The answer to my dilemma is in those song lyrics. Sitting there on the fence between hot and cold, the main phrase of the chorus rang in my head.

I know the Master of the wind.


 I don't have to be afraid of the unknown, for God himself shapes it. But in order to set God as the Master of my life, I have to let go of my comfort box and step out completely into the wind. It is then, and only then, that I can live my life fully for Christ.

Monday, 27 February 2012

THE PAST


Too often, I find myself grieving over my dark past. The shadows seem to cloud out all of the sunshine of my happy memories, until I am left with only my bad circumstances and wrong decisions. I struggle with it constantly, the thought that I could be, should be, a better person.

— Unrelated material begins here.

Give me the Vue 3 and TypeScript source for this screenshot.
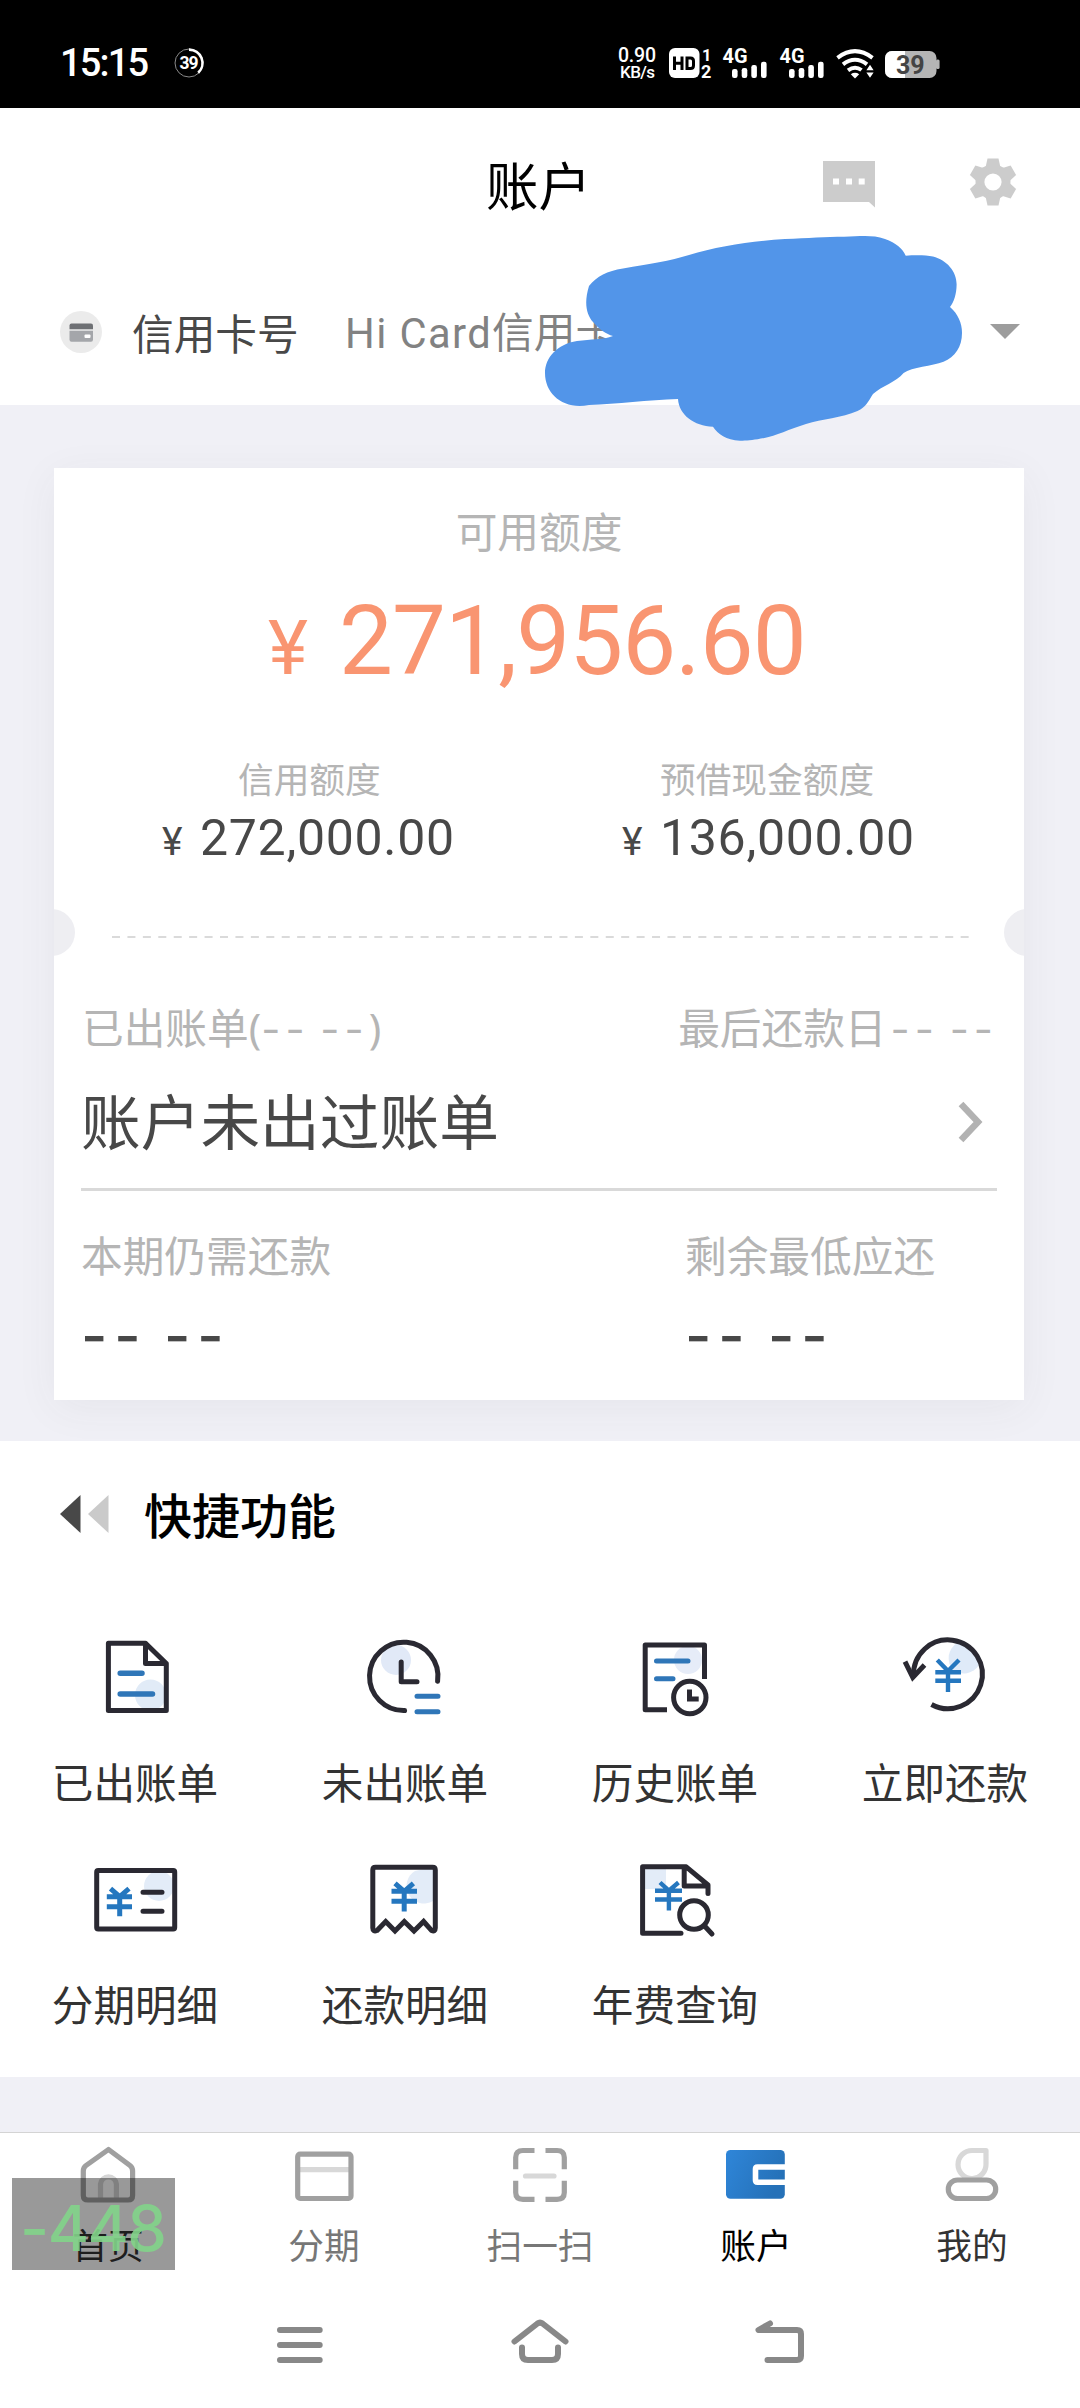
<script setup lang="ts">
interface Shortcut {
  id: string
  label: string
}

interface Tab {
  id: string
  label: string
  tone: string
}

const shortcuts: Shortcut[] = [
  { id: 'billed', label: '已出账单' },
  { id: 'unbilled', label: '未出账单' },
  { id: 'history', label: '历史账单' },
  { id: 'repay', label: '立即还款' },
  { id: 'instalment', label: '分期明细' },
  { id: 'repayments', label: '还款明细' },
  { id: 'fee', label: '年费查询' },
]

const tabs: Tab[] = [
  { id: 'home', label: '首页', tone: 'dark' },
  { id: 'card', label: '分期', tone: 'muted' },
  { id: 'scan', label: '扫一扫', tone: 'muted' },
  { id: 'wallet', label: '账户', tone: 'active' },
  { id: 'me', label: '我的', tone: 'dark' },
]

const signalOffsets: number[] = [0, 57]
</script>

<template>
  <div class="screen">
    <div class="status">
      <span class="clock">15:15</span>
      <svg class="ring" width="32" height="32" viewBox="0 0 32 32">
        <circle cx="16" cy="16" r="14" fill="none" stroke="#8a8a8a" stroke-width="1" />
        <path d="M16 2.6A13.4 13.4 0 0 1 25.2 25.8" fill="none" stroke="#fff" stroke-width="2.6" />
        <text x="16" y="22.4" text-anchor="middle" class="st bold" font-size="17.5" fill="#fff" textLength="19">39</text>
      </svg>
      <svg class="indicators" width="330" height="40" viewBox="614 43 330 40">
        <text x="618" y="62" class="st" font-size="19.5" fill="#fff" textLength="38">0.90</text>
        <text x="620" y="78" class="st" font-size="17" fill="#fff" textLength="35">KB/s</text>
        <rect x="669" y="48" width="30.5" height="30" rx="6" fill="#fff" />
        <path d="M674.5 56.5V70M682 56.5V70M674.5 63.2H682M687 58H690.5Q693.5 58 693.5 61V65.5Q693.5 68.5 690.5 68.5H687Z" fill="none" stroke="#000" stroke-width="3" />
        <text x="702" y="60.5" class="st bold" font-size="16.5" fill="#fff">1</text>
        <text x="701" y="78" class="st bold" font-size="18" fill="#fff">2</text>
        <g v-for="dx in signalOffsets" :key="dx" :transform="`translate(${dx} 0)`" fill="#fff">
          <text x="722.5" y="63" class="st bold" font-size="20.5" textLength="25" lengthAdjust="spacingAndGlyphs">4G</text>
          <rect x="732" y="69" width="5.6" height="9" rx="2.2" />
          <rect x="741.7" y="68" width="5.6" height="10" rx="2.2" />
          <rect x="751.3" y="65" width="5.6" height="13" rx="2.2" />
          <rect x="761" y="61.7" width="5.6" height="16.3" rx="2.2" />
        </g>
        <g fill="none" stroke="#fff" stroke-width="4">
          <path d="M837.5 57.8Q855 44.500 872.500 57.800" />
          <path d="M843 64.300Q855 55.200 867 64.300" />
          <path d="M848 70.300Q855 65.200 861.500 70" />
        </g>
        <path d="M850.800 74.200Q855 71.400 859.200 74.200L855 78.600Z" fill="#fff" />
        <path d="M870 64.800L873.600 70.200H866.400ZM870 77.800L873.600 72.400H866.400Z" fill="#fff" />
        <rect x="885" y="51" width="51.500" height="27" rx="7" fill="#b5b5b5" />
        <path d="M892 51H905V78H892A7 7 0 0 1 885 71V58A7 7 0 0 1 892 51Z" fill="#fff" />
        <rect x="936" y="59.500" width="3.600" height="9.500" rx="1.500" fill="#b5b5b5" />
        <text x="896" y="73.600" class="st bold" font-size="25" fill="#444" textLength="28.500">39</text>
      </svg>
    </div>

    <header class="titlebar">
      <h1>账户</h1>
      <svg class="chat" width="54" height="50" viewBox="0 0 54 50">
        <path d="M1 2H53V48.500L47 43H1Z" fill="#ccc" />
        <path d="M11 19.500h6v6h-6zM24 19.500h6v6h-6zM36.700 19.500h6v6h-6z" fill="#fff" />
      </svg>
      <svg class="gear" width="56" height="56" viewBox="-28 -28 56 56">
        <g fill="#ccc">
          <circle r="17.500" />
          <path v-for="a in [0, 60, 120]" :key="a" :transform="`rotate(${a})`" d="M-5.500 -23.500H5.500L8 -12V12L5.500 23.500H-5.500L-8 12V-12Z" />
        </g>
        <circle r="8.600" fill="#fff" />
      </svg>
    </header>

    <div class="cardrow">
      <svg width="42" height="42" viewBox="0 0 42 42">
        <circle cx="21" cy="21" r="21" fill="#ebebeb" />
        <path d="M9.500 18.200V14.500Q9.500 12.500 11.500 12.500H31Q33 12.500 33 14.500V18.200Z" fill="#6e7074" />
        <path d="M9.500 19.700H33V28.500Q33 30.700 31 30.700H11.500Q9.500 30.700 9.500 28.500Z" fill="#a4a6aa" />
        <rect x="24.500" y="23.500" width="6" height="3.600" rx="1" fill="#fff" />
      </svg>
      <span class="rowlabel">信用卡号</span>
      <span class="rowvalue"><span class="latin">Hi Card</span>信用卡</span>
      <svg class="caret" width="30" height="16" viewBox="0 0 30 16"><path d="M0 0H30L15 15Z" fill="#9d9d9d" /></svg>
      <svg class="scribble" width="430" height="220" viewBox="540 230 430 220">
        <path
          d="M593 322C586 314 584 302 589 286C597 276 607 271 623 268.500C650 264 670 261 689 255C718 246 755 241 785 239C808 238 826 236.700 844 236.700C860 236.500 872 234.500 885 239C896 243 903 249 905.700 255.700C915 255 926 255 933 256.500C947 260 957 272 956.600 285C956.500 294 954 302 950 307C958 314 962 323 962 333C962 347 955 357 943.500 361.700C932 366 912 367 903.600 373C896 382 882 386 873 394C868 402 866 407 857.500 411C842 418 822 419 806 424C790 429 775 436 764.500 438C754 440 747 441 740 440.700C726 440 718 434 713 426.700C694 426 679 415 678 399C648 400 617 404 589 405C563 410 545 394 545 373C545 358 557 344 577 341C591 339 603 340 613 336C606 334 600 330 593 322Z"
          fill="#5295e9"
        />
      </svg>
    </div>

    <main class="canvas">
      <section class="bill">
        <p class="grey avail">可用额度</p>
        <p class="amount"><span class="yen">¥</span>271,956.60</p>
        <div class="limits">
          <div class="limit">
            <p class="grey small">信用额度</p>
            <p class="sum"><span class="yen">¥</span>272,000.00</p>
          </div>
          <div class="limit cash">
            <p class="grey small">预借现金额度</p>
            <p class="sum"><span class="yen">¥</span>136,000.00</p>
          </div>
        </div>
        <div class="tear">
          <i class="notch left"></i>
          <svg width="858" height="4" viewBox="0 0 858 4"><path d="M1 2H858" stroke="#dadada" stroke-width="2" stroke-dasharray="8 7.430" /></svg>
          <i class="notch right"></i>
        </div>
        <div class="pair grey head">
          <span>已出账单<span class="paren">(</span><span class="dash">-- --</span><span class="paren">)</span></span>
          <span>最后还款日<span class="dash due">-- --</span></span>
        </div>
        <div class="pair none">
          <span>账户未出过账单</span>
          <svg width="28" height="44" viewBox="0 0 28 44"><path d="M3 4L20 22L3 40" fill="none" stroke="#b2b2b2" stroke-width="6.500" /></svg>
        </div>
        <div class="rule"></div>
        <div class="dues">
          <div class="duecol">
            <p class="grey">本期仍需还款</p>
            <p class="bigdash">-- --</p>
          </div>
          <div>
            <p class="grey">剩余最低应还</p>
            <p class="bigdash">-- --</p>
          </div>
        </div>
      </section>
    </main>

    <section class="quick">
      <div class="quickhead">
        <svg width="50" height="38" viewBox="0 0 50 38">
          <path d="M0 19L20.500 0V38Z" fill="#484848" />
          <path d="M28 19L48.500 0V38Z" fill="#cacaca" />
        </svg>
        <h2>快捷功能</h2>
      </div>
      <div class="grid">
        <div v-for="s in shortcuts" :key="s.id" class="cell">
          <svg width="100" height="100" viewBox="0 0 100 100" fill="none" stroke="#2a2932" stroke-width="5" stroke-linecap="round" stroke-linejoin="round">
            <template v-if="s.id === 'billed'">
              <circle cx="65.500" cy="67" r="15.500" fill="#e1ebf7" stroke="none" />
              <path d="M23.400 15.300H60.500L81.300 35.500V82.600H23.400ZM60.500 15.300V35.500H81.300" />
              <path d="M35.200 45.300H57M35.200 66H67.500" stroke="#2f76b8" stroke-width="5.500" />
            </template>
            <template v-else-if="s.id === 'unbilled'">
              <circle cx="41" cy="32" r="15" fill="#e1e9f7" stroke="none" />
              <path d="M82.600 53.200A34.200 34.200 0 1 0 49.600 82.600M46.200 34V53.700H62" />
              <path d="M62 68.300H83M62 83.700H83" stroke="#2f76b8" />
            </template>
            <template v-else-if="s.id === 'history'">
              <circle cx="63" cy="32" r="14" fill="#e6ecf8" stroke="none" />
              <path d="M79.500 51V17H20.200V81.800H42" stroke-linecap="butt" />
              <circle cx="64.800" cy="69.500" r="16.200" />
              <path d="M64.500 61.500V71H73.700" stroke-linecap="butt" stroke-linejoin="miter" />
              <path d="M31.500 33H63M31.500 50.700H48" stroke="#2f76b8" />
            </template>
            <template v-else-if="s.id === 'repay'">
              <path d="M58 42A18 18 0 0 1 62 15Q78 20 84 37A18 18 0 0 1 58 42Z" fill="#dfeaf8" stroke="none" />
              <path d="M18.600 48A34.400 34.400 0 1 1 36.500 76.500" stroke-linecap="butt" />
              <path d="M10 33.700L17.800 49.500L29.500 37" stroke-linecap="butt" stroke-linejoin="miter" />
              <path d="M42.300 32L53 43L64 32M53 43V64M40.300 44.300H66M40.300 52.700H66" stroke="#2577bf" stroke-width="4.400" stroke-linecap="butt" />
            </template>
            <template v-else-if="s.id === 'instalment'">
              <circle cx="74" cy="36" r="15" fill="#e3ecf8" stroke="none" />
              <rect x="11.700" y="20.600" width="78" height="58.400" rx="1.500" />
              <path d="M58 42.300H77M58 61.300H77" />
              <path d="M25.500 38.700L34.700 46.700L44 38.700M34.700 46.700V66.300M21.800 46.700H47M21.800 56.700H47" stroke="#2577bf" stroke-linecap="butt" />
            </template>
            <template v-else-if="s.id === 'repayments'">
              <path d="M78 17V51A15.500 15.500 0 1 1 60 21Z" fill="#e3ecf8" stroke="none" />
              <path d="M17.800 78V20Q17.800 17.300 20.500 17.300H77.600Q80.300 17.300 80.300 20V78Q80.300 82 76.500 80.500L68.600 71.500L59 81L49.300 71.500L40 81L30.700 71.500L22 80.500Q17.800 82 17.800 78Z" stroke-linejoin="miter" />
              <path d="M40 33.300L49.200 41.300L58.400 33.300M49.200 41.300V61.500M36.500 41.300H62M36.500 51.300H62" stroke="#2577bf" stroke-linecap="butt" />
            </template>
            <template v-else>
              <path d="M18 18H41V34L36 39H18Z" fill="#e3ecf8" stroke="none" />
              <path d="M56 83.300H17.600V16.800H61.200L83 35V43.500M59.200 16.800V36H83" />
              <circle cx="69" cy="65" r="14.300" />
              <path d="M79.600 76L87 84" />
              <path d="M35 32.500L43.900 40.700L53.500 32.500M43.900 40.700V60.500M30 40.700H57M30 49.500H57" stroke="#2577bf" stroke-width="4.400" stroke-linecap="butt" />
            </template>
          </svg>
          <span>{{ s.label }}</span>
        </div>
      </div>
    </section>

    <div class="gap"></div>

    <nav class="tabs">
      <div v-for="t in tabs" :key="t.id" class="tab" :class="t.tone">
        <svg width="70" height="70" viewBox="0 0 70 70" fill="none" stroke="#a0a0a0" stroke-width="5.200" stroke-linejoin="round">
          <template v-if="t.id === 'home'">
            <path d="M27.500 60V44A8 8 0 0 1 43.400 44V60" stroke="#d6d6d6" />
            <path d="M35.500 9.500L13 25.500Q10.300 27.500 10.300 31V55.500Q10.300 60 15 60H55Q59.600 60 59.600 55.500V31Q59.600 27.500 57 25.500Z" />
          </template>
          <template v-else-if="t.id === 'card'">
            <path d="M9 29.700H62" stroke="#d8d8d8" />
            <rect x="8.700" y="14.200" width="53.300" height="44.300" rx="2.500" />
          </template>
          <template v-else-if="t.id === 'scan'">
            <path d="M29.500 10.500H18Q10.700 10.500 10.700 17.500V29.300M10.700 40.700V52.500Q10.700 59.300 18 59.300H29.500M40.500 10.500H52Q59.300 10.500 59.300 17.500V29.300M59.300 40.700V52.500Q59.300 59.300 52 59.300H40.500" />
            <path d="M20.500 36H49" stroke="#d8d8d8" stroke-linecap="round" />
          </template>
          <template v-else-if="t.id === 'wallet'">
            <defs>
              <linearGradient id="walletFill" x1="0" y1="0" x2="1" y2="0.400">
                <stop offset="0" stop-color="#2f86d9" />
                <stop offset="1" stop-color="#2571b8" />
              </linearGradient>
            </defs>
            <rect x="5" y="10" width="58.800" height="48.700" rx="4.500" fill="url(#walletFill)" stroke="none" />
            <path d="M64 27H36.500Q34.500 27 34.500 29V40.300Q34.500 42.300 36.500 42.300H64" stroke="#fff" stroke-width="5.600" />
          </template>
          <template v-else>
            <path d="M49 10.500V24A14 14 0 1 1 35 10.500Z" stroke="#d8d8d8" />
            <rect x="11.300" y="40" width="47.400" height="18.500" rx="9.200" />
          </template>
        </svg>
        <span>{{ t.label }}</span>
      </div>
      <div class="meter">-448</div>
    </nav>

    <div class="sysnav">
      <svg width="64" height="54" viewBox="268 2316 64 54"><path d="M280 2330H319.700M280 2345H319.700M280 2360H319.700" /></svg>
      <svg width="64" height="54" viewBox="508 2316 64 54"><path d="M514.500 2341.500L537.500 2323.500Q540 2321.700 542.500 2323.500L565.500 2341.500M522 2347.500V2354Q522 2360 528 2360H552Q558 2360 558 2354V2347.500" /></svg>
      <svg width="64" height="54" viewBox="748 2316 64 54"><path d="M770 2323.500L758.500 2330H797Q801 2330 801 2334V2356Q801 2360 797 2360H767.500" /></svg>
    </div>
  </div>
</template>

<style>
body {
  margin: 0;
  background: #fff;
}
</style>

<style scoped>
.screen {
  width: 1080px;
  height: 2408px;
  display: flex;
  flex-direction: column;
  overflow: hidden;
  background: #fff;
  font-family: 'Noto Sans CJK SC', 'Noto Sans', sans-serif;
  color: #484848;
}
p,
h1,
h2 {
  margin: 0;
  font-weight: 400;
}
svg {
  display: block;
  flex: none;
}
.st {
  font-family: Roboto, sans-serif;
  font-weight: 500;
}
.bold {
  font-weight: 700;
}
.status {
  height: 108px;
  flex: none;
  display: flex;
  align-items: center;
  background: #000;
  box-sizing: border-box;
  padding: 17px 0 0 60px;
}
.clock {
  width: 113px;
  font: 500 38px/44px Roboto, sans-serif;
  letter-spacing: -1.8px;
  color: #fff;
}
.indicators {
  margin-left: 409px;
}
.titlebar {
  height: 150px;
  flex: none;
  display: flex;
  align-items: center;
  padding-left: 486px;
}
.titlebar h1 {
  width: 336px;
  font-size: 52.5px;
  line-height: 60px;
  color: #000;
}
.chat {
  margin-top: 2px;
}
.gear {
  margin: -3px 0 0 89px;
}
.cardrow {
  position: relative;
  height: 147px;
  flex: none;
  display: flex;
  align-items: center;
  padding-left: 60px;
}
.rowlabel {
  margin-left: 30px;
  width: 167px;
  font-size: 41.7px;
  line-height: 60px;
}
.rowvalue {
  margin-left: 46px;
  width: 278px;
  font-size: 41.7px;
  line-height: 60px;
  color: #828282;
  white-space: nowrap;
}
.latin {
  font-family: Roboto, sans-serif;
  letter-spacing: 1.4px;
}
.caret {
  margin-left: 367px;
}
.scribble {
  position: absolute;
  left: 540px;
  top: -28px;
  z-index: 2;
}
.canvas {
  height: 1036px;
  flex: none;
  box-sizing: border-box;
  padding: 63px 56px 0 54px;
  background: #f0f0f6;
}
.bill {
  height: 932px;
  background: #fff;
  box-shadow: 0 8px 40px rgba(60, 60, 60, 0.06);
  display: flex;
  flex-direction: column;
  box-sizing: border-box;
  padding-top: 32px;
}
.grey {
  color: #b5b5b5;
  font-size: 41.7px;
  line-height: 60px;
}
.avail {
  text-align: center;
}
.amount {
  height: 136px;
  padding: 26px 0 0 214px;
  font-family: Roboto, sans-serif;
  font-size: 96px;
  line-height: 110px;
  letter-spacing: -0.9px;
  color: #f99571;
  white-space: nowrap;
}
.yen {
  display: inline-block;
  font-family: Roboto, sans-serif;
  line-height: 1;
}
.amount .yen {
  width: 71px;
  font-size: 76px;
}
.limits {
  display: flex;
  height: 166px;
  padding: 26px 0 0 108px;
  box-sizing: border-box;
}
.limit {
  width: 460px;
  flex: none;
}
.small {
  font-size: 35.7px;
  line-height: 60px;
}
.limit .small {
  padding-left: 76px;
}
.limit.cash .small {
  padding-left: 38px;
}
.sum {
  font: 400 50px/60px Roboto, sans-serif;
  letter-spacing: 0.7px;
  white-space: nowrap;
}
.sum .yen {
  width: 38px;
  font-size: 39px;
}
.tear {
  height: 47px;
  margin-top: 21px;
  display: flex;
  align-items: center;
  justify-content: space-between;
  overflow: hidden;
}
.tear svg {
  margin-top: 8px;
}
.notch {
  width: 47px;
  height: 47px;
  border-radius: 50%;
  background: #eeeef2;
  flex: none;
}
.notch.left {
  margin-left: -26px;
}
.notch.right {
  margin-right: -27px;
}
.pair {
  display: flex;
  justify-content: space-between;
  align-items: center;
  white-space: nowrap;
}
.pair.head {
  margin-top: 40px;
  padding: 0 26px 0 28px;
}
.paren {
  font-family: 'Noto Sans', sans-serif;
  font-weight: 400;
  line-height: 1;
}
.dash {
  font-family: Inter, sans-serif;
  font-size: 41.7px;
  line-height: 1;
  letter-spacing: 5px;
  word-spacing: -6px;
}
.due {
  margin-left: 4px;
}
.pair.none {
  height: 80px;
  margin-top: 23px;
  padding: 0 38px 0 27px;
  font-size: 59.7px;
  line-height: 80px;
}
.pair.none svg {
  margin-top: 5px;
}
.rule {
  height: 3px;
  margin: 29px 27px 0;
  background: #d9d9d9;
}
.dues {
  display: flex;
  padding: 33px 0 0 27px;
}
.duecol {
  width: 604px;
}
.bigdash {
  font: 500 57px/80px Inter, sans-serif;
  letter-spacing: 7px;
  word-spacing: -6px;
  margin-top: 12px;
}
.quick {
  height: 636px;
  flex: none;
}
.quickhead {
  display: flex;
  align-items: center;
  height: 60px;
  padding: 43px 0 1px 60px;
}
.quickhead h2 {
  margin: -2px 0 0 34px;
  font-size: 48px;
  line-height: 60px;
  font-weight: 500;
  color: #000;
}
.grid {
  display: grid;
  grid-template-columns: repeat(4, 270px);
  grid-auto-rows: 222px;
  padding-top: 83px;
}
.cell {
  display: flex;
  flex-direction: column;
  align-items: center;
}
.cell span {
  margin-top: 23px;
  font-size: 41.6px;
  line-height: 60px;
  color: #333;
}
.gap {
  height: 55px;
  flex: none;
  background: #f0f0f6;
}
.tabs {
  position: relative;
  height: 148px;
  flex: none;
  box-sizing: border-box;
  border-top: 1px solid #d4d4d4;
  display: flex;
}
.tab {
  width: 216px;
  display: flex;
  flex-direction: column;
  align-items: center;
  padding-top: 7px;
}
.tab span {
  margin-top: 9px;
  font-size: 35.7px;
  line-height: 50px;
}
.dark {
  color: #333;
}
.muted {
  color: #777;
}
.active {
  color: #000;
}
.meter {
  position: absolute;
  left: 12px;
  top: 45px;
  width: 163px;
  height: 92px;
  box-sizing: border-box;
  padding-left: 8px;
  background: rgba(0, 0, 0, 0.4);
  color: rgba(130, 212, 138, 0.9);
  font: 500 63px/100px Inter, sans-serif;
  letter-spacing: -1.5px;
}
.sysnav {
  flex: 1;
  display: flex;
  justify-content: center;
  gap: 176px;
  padding-top: 36px;
}
.sysnav path {
  fill: none;
  stroke: #888;
  stroke-width: 6px;
  stroke-linecap: round;
  stroke-linejoin: round;
}
</style>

There are skeletons in my closet, lots of regrets in my mind. As much as I try to forget my past decisions, the flashbacks haunt me. Why can't I go back and change those moments? How can I take back those words? I suppose if I was able to, it would take a piece of me with it. With every memory I am altered mentally, spiritually, and sometimes even physically. 

But I have to remember that it's not just scars I bear. Every mistake I've made is a lesson I've learned, regardless of how many falls it took to gain that wisdom. I can't change my past. I can't go back and edit my life, making it flawless. Who I am, has been shaped by all of my experiences, good and bad.

And I don't have to live in regret. The God of the universe sent His one and only son so that I could be freed from guilt and shame. If I would lay everything down at His feet, I would have peace. God wants to free me from my dark past. All I have to do is ask for forgiveness, accept my past as it is, and move forward.